On Thursday 14th April at 5.45pm, a major service outage occurred on the core network. This failure resulted in the complete loss of services for a number of schools on the network in Derbyshire, Leicestershire, Leicester City, Nottinghamshire, Nottingham City and Northamptonshire.
The loss of services was due to the failure of the equipment connecting the Derby and Nottingham Data Centres. The connectivity equipment was replaced by the carrier BT and tested to be operable, but service did not return. A number of further lines of investigation took place during the night but the fault remained. During early morning calls some repeat checks were made which indicated a configuration error with the replaced equipment, upon correcting this configuration service returning.
In total, the failure lasted for 16 hours and 47 minutes and was resolved on Friday 15th April at 10.32am.

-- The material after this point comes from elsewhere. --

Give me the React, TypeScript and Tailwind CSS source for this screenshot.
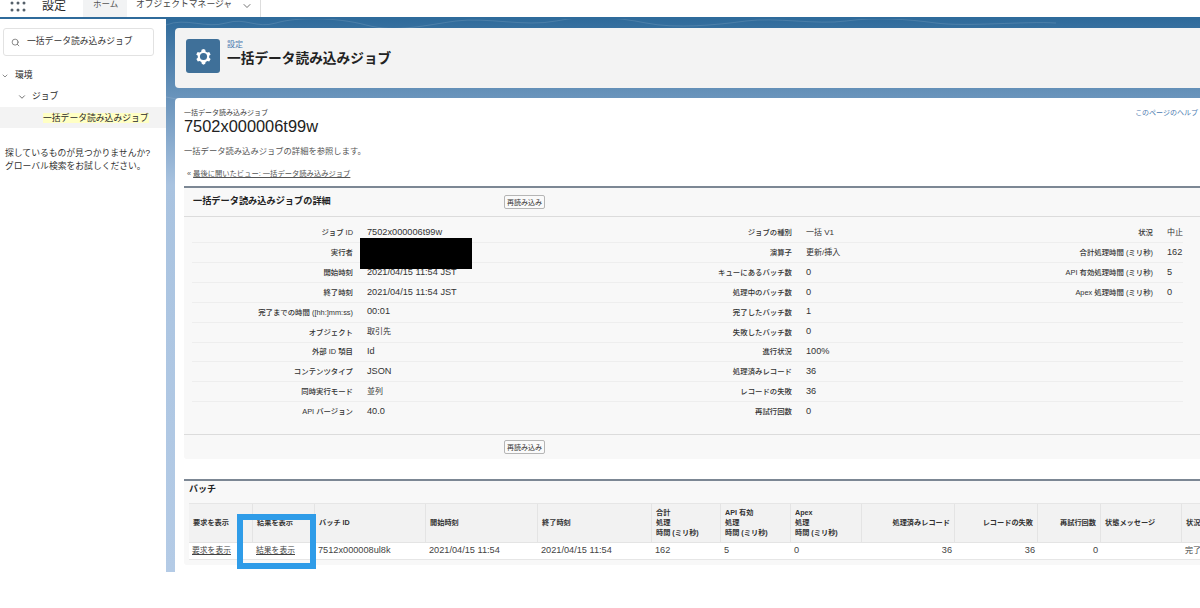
import { ChevronDown, Search } from "lucide-react";

const font = "font-['Liberation_Sans','Noto_Sans_CJK_JP',sans-serif]";

const rows = [
  ["ジョブ ID", "7502x000006t99w", "ジョブの種別", "一括 V1", "状況", "中止"],
  ["実行者", "", "演算子", "更新/挿入", "合計処理時間 (ミリ秒)", "162"],
  ["開始時刻", "2021/04/15 11:54 JST", "キューにあるバッチ数", "0", "API 有効処理時間 (ミリ秒)", "5"],
  ["終了時刻", "2021/04/15 11:54 JST", "処理中のバッチ数", "0", "Apex 処理時間 (ミリ秒)", "0"],
  ["完了までの時間 ([hh:]mm:ss)", "00:01", "完了したバッチ数", "1", "", ""],
  ["オブジェクト", "取引先", "失敗したバッチ数", "0", "", ""],
  ["外部 ID 項目", "Id", "進行状況", "100%", "", ""],
  ["コンテンツタイプ", "JSON", "処理済みレコード", "36", "", ""],
  ["同時実行モード", "並列", "レコードの失敗", "36", "", ""],
  ["API バージョン", "40.0", "再試行回数", "0", "", ""],
];

const batchHead = [
  { label: ["要求を表示"] },
  { label: ["結果を表示"] },
  { label: ["バッチ ID"] },
  { label: ["開始時刻"] },
  { label: ["終了時刻"] },
  { label: ["合計", "処理", "時間 (ミリ秒)"] },
  { label: ["API 有効", "処理", "時間 (ミリ秒)"] },
  { label: ["Apex", "処理", "時間 (ミリ秒)"] },
  { label: ["処理済みレコード"], right: true },
  { label: ["レコードの失敗"], right: true },
  { label: ["再試行回数"], right: true },
  { label: ["状態メッセージ"] },
  { label: ["状況"] },
];

const batchRow = [
  { text: "要求を表示", link: true },
  { text: "結果を表示", link: true },
  { text: "7512x000008ul8k" },
  { text: "2021/04/15 11:54" },
  { text: "2021/04/15 11:54" },
  { text: "162" },
  { text: "5" },
  { text: "0" },
  { text: "36", right: true },
  { text: "36", right: true },
  { text: "0", right: true },
  { text: "" },
  { text: "完了" },
];

// japanese values sit smaller in the picture than the latin ones
function valueSize(v: string) {
  return /[^\x00-\x7f]/.test(v) ? "text-[8px]" : "text-[9.2px]";
}

function ReloadButton() {
  return (
    <button className="h-[14px] w-[41px] rounded-[2px] border border-[#b5b5b5] bg-[#fafafa] text-[7px] leading-none text-[#333]">
      再読み込み
    </button>
  );
}

function Gear() {
  return (
    <svg viewBox="0 0 24 24" className="h-[19px] w-[19px]" fill="none">
      <path
        d="M12 2.5l2.2 1.1.5 2.3 2.2 1.2 2.3-.7 1.8 3.2-1.8 1.6v2.4l1.8 1.6-1.8 3.2-2.3-.7-2.2 1.2-.5 2.3-2.2 1.1-2.2-1.1-.5-2.3-2.2-1.2-2.3.7-1.8-3.2 1.8-1.6v-2.4L2.8 9.6l1.8-3.2 2.3.7 2.2-1.2.5-2.3z"
        fill="white"
      />
      <circle cx="12" cy="12" r="4.5" fill="#3f7099" />
    </svg>
  );
}

export default function App() {
  return (
    <div className={`relative flex h-[608px] w-[1200px] flex-col overflow-hidden bg-white text-[#2a2a2a] ${font}`}>
      {/* top nav, cut off by the top of the video frame */}
      <div className="flex h-[17px] shrink-0 items-start overflow-hidden bg-white">
        <svg viewBox="0 0 16 13" className="ml-[10px] h-[13px] w-[16px]" fill="#55606a">
          <circle cx="2" cy="3" r="1.5" />
          <circle cx="8" cy="3" r="1.5" />
          <circle cx="14" cy="3" r="1.5" />
          <circle cx="2" cy="10" r="1.5" />
          <circle cx="8" cy="10" r="1.5" />
          <circle cx="14" cy="10" r="1.5" />
        </svg>
        <span className="ml-[16px] text-[12px] leading-[12px]">設定</span>
        <div className="ml-[17px] h-full w-[44px] bg-[#f2f3f4] pl-[10px] text-[8.5px] leading-[9px] text-[#555]">ホーム</div>
        <div className="flex h-full w-[134px] items-start border-r border-[#ddd] pl-[9px] text-[8.8px] leading-[9px] text-[#444]">
          <span className="w-[105px] whitespace-nowrap">オブジェクトマネージャ</span>
          <ChevronDown className="h-[12px] w-[12px]" strokeWidth={1.5} />
        </div>
      </div>

      <div className="flex h-[555px] shrink-0">
        {/* setup tree */}
        <aside className="flex w-[166px] shrink-0 flex-col border-t-2 border-[#2f6b9b] bg-white">
          <div className="mx-[3px] mt-[9px] flex h-[28px] w-[151px] items-center rounded-[3px] border border-[#e2e2e2] pl-[7px]">
            <Search className="h-[9px] w-[9px] text-[#666]" strokeWidth={2} />
            <span className="ml-[7px] text-[8.8px] whitespace-nowrap text-[#333]">一括データ読み込みジョブ</span>
          </div>
          <div className="mt-[9px] flex h-[21px] items-center pl-[1px] text-[8.8px]">
            <ChevronDown className="h-[8px] w-[8px] text-[#555]" />
            <span className="ml-[6px]">環境</span>
          </div>
          <div className="flex h-[21px] items-center pl-[17px] text-[8.8px]">
            <ChevronDown className="h-[10px] w-[10px] text-[#555]" />
            <span className="ml-[5px]">ジョブ</span>
          </div>
          <div className="flex h-[21px] items-center bg-[#f3f3f3] pl-[43px] text-[8.8px]">
            <span className="whitespace-nowrap bg-[#ffffc4] leading-[10px]">一括データ読み込みジョブ</span>
          </div>
          <p className="mt-[19px] ml-[5px] text-[8.8px] leading-[13px] text-[#333]">
            探しているものが見つかりませんか?
            <br />
            グローバル検索をお試しください。
          </p>
        </aside>

        {/* blue work area */}
        <main className="relative flex min-w-0 flex-1 flex-col border-t-2 border-[#2f6b9b] bg-gradient-to-b from-[#2f6b9b] from-0% via-[#a9c3e0] via-30% to-[#b4cbe6] pt-[9px] pl-[9px]">
          <svg viewBox="0 0 1034 90" className="absolute top-0 left-0 h-[90px] w-[1034px]" fill="none" stroke="#ffffff" strokeOpacity="0.18" strokeWidth="0.7">
            <path d="M0 6c20-8 40 4 60-2s30 6 50 0 60-6 90 2 60 0 90-4 70 6 100 0 60-4 90 2 70 2 100-2 70 4 100 0 60-2 90 2 90-2 120 0" />
            <path d="M0 78c30 6 50 8 80 4s50 6 90 2 80-4 120 2 60 4 100-2 90 6 130 2 70-6 110 0 90 2 130-2 70 2 184 0" />
          </svg>
          <div className="relative flex h-[60px] shrink-0 items-start rounded-l-[4px] bg-[#f3f3f3] pl-[11px]">
            <div className="mt-[11px] flex h-[34px] w-[34px] items-center justify-center rounded-[3px] bg-[#3f7099]">
              <Gear />
            </div>
            <div className="mt-[12px] ml-[7px]">
              <div className="text-[8px] leading-[10px] text-[#4c7bb0]">設定</div>
              <div className="text-[13.7px] leading-[18px] font-bold whitespace-nowrap text-[#222]">一括データ読み込みジョブ</div>
            </div>
          </div>

          <div className="relative mt-[10px] flex min-h-0 flex-1 flex-col overflow-hidden rounded-tl-[4px] bg-white pl-[9px]">
            <div className="flex items-start justify-between pt-[10px] pr-[2px]">
              <div className="text-[7px] leading-[9px] text-[#444]">一括データ読み込みジョブ</div>
              <div className="text-[7px] leading-[9px] whitespace-nowrap text-[#4c7bb0]">このページのヘルプ</div>
            </div>
            <div className="mt-[1px] text-[16.4px] leading-[16px] text-[#222]">7502x000006t99w</div>
            <div className="mt-[11px] text-[8.3px] leading-[12px] text-[#555]">一括データ読み込みジョブの詳細を参照します。</div>
            <div className="mt-[12px] pl-[3px] text-[7.3px] leading-[10px] text-[#555]">
              « <span className="underline">最後に開いたビュー: 一括データ読み込みジョブ</span>
            </div>

            {/* job detail panel */}
            <section className="mt-[7px] flex h-[273px] w-[1040px] shrink-0 flex-col rounded-b-[3px] border-t-2 border-[#7c8794] bg-[#f8f8f8]">
              <div className="flex h-[29px] shrink-0 items-center border-b border-[#dcdcdc] pl-[9px]">
                <span className="w-[311px] text-[9.2px] font-bold text-[#222]">一括データ読み込みジョブの詳細</span>
                <ReloadButton />
              </div>
              <div className="flex-1 pt-[6.5px] pl-[8px]">
                {rows.map((r, i) => (
                  <div
                    key={i}
                    className="grid h-[19.85px] w-[991px] grid-cols-[161px_14px_224px_201px_14px_100px_247px_14px_16px] items-center border-b border-[#eeeeee] last:border-b-0"
                  >
                    <span className="text-right text-[7.4px] font-medium whitespace-nowrap text-[#333]">{r[0]}</span>
                    <span />
                    <span className={`whitespace-nowrap text-[#333] ${valueSize(r[1])}`}>{r[1]}</span>
                    <span className="text-right text-[7.4px] font-medium whitespace-nowrap text-[#333]">{r[2]}</span>
                    <span />
                    <span className={`whitespace-nowrap text-[#333] ${valueSize(r[3])}`}>{r[3]}</span>
                    <span className="text-right text-[7.4px] font-medium whitespace-nowrap text-[#333]">{r[4]}</span>
                    <span />
                    <span className={`whitespace-nowrap text-[#333] ${valueSize(r[5])}`}>{r[5]}</span>
                  </div>
                ))}
              </div>
              <div className="flex h-[25px] shrink-0 items-center border-t border-[#dcdcdc] pl-[320px]">
                <ReloadButton />
              </div>
            </section>

            {/* batch panel */}
            <section className="mt-[20px] flex h-[86px] w-[1040px] shrink-0 flex-col rounded-b-[3px] border-t-2 border-[#7c8794] bg-[#f8f8f8] pl-[5px]">
              <div className="flex h-[22px] shrink-0 items-start text-[9px] leading-[16px] font-bold text-[#222]">バッチ</div>
              <div className="grid w-[1040px] grid-cols-[64px_62px_111px_112px_114px_69px_70px_71px_93px_83px_63px_81px_60px] border-y border-[#e6e6e6]">
                {batchHead.map((h, i) => (
                  <div
                    key={i}
                    className={`flex h-[38px] flex-col justify-center border-r border-[#e4e4e4] bg-[#f2f2f2] px-[4px] text-[7.2px] leading-[10px] font-bold whitespace-nowrap text-[#333] ${h.right ? "items-end" : "items-start"}`}
                  >
                    {h.label.map((l) => (
                      <span key={l}>{l}</span>
                    ))}
                  </div>
                ))}
                {batchRow.map((c, i) => (
                  <div
                    key={i}
                    className={`flex h-[17px] items-center border-t border-[#e4e4e4] bg-white px-[3px] whitespace-nowrap text-[#444] ${c.link ? "text-[7.8px] underline" : valueSize(c.text)} ${c.right ? "justify-end" : ""}`}
                  >
                    {c.text}
                  </div>
                ))}
              </div>
            </section>
          </div>
        </main>
      </div>

      {/* redaction over the 実行者 value */}
      <div className="absolute top-[238px] left-[360px] h-[31px] w-[112px] bg-black" />
      {/* callout box around the results link */}
      <div className="absolute top-[514px] left-[237px] h-[55px] w-[79px] border-[6px] border-[#2f9ce8]" />
    </div>
  );
}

During this incident there was a lack of escalation to senior management within KCOM so the incident was not managed as expected. Communication of the service failure was poor; information was not published as required onto the portal. However, emPSN were able to provide service updates via Twitter; @emPSN.
emPSN is working with KCOM to investigate why the service failure occurred whilst seeking to improve communications with schools should a device failure happen again in future. The loss of our core service is exceptionally rare, with service availability over the last 3 years exceeding the SLA of 99.95%.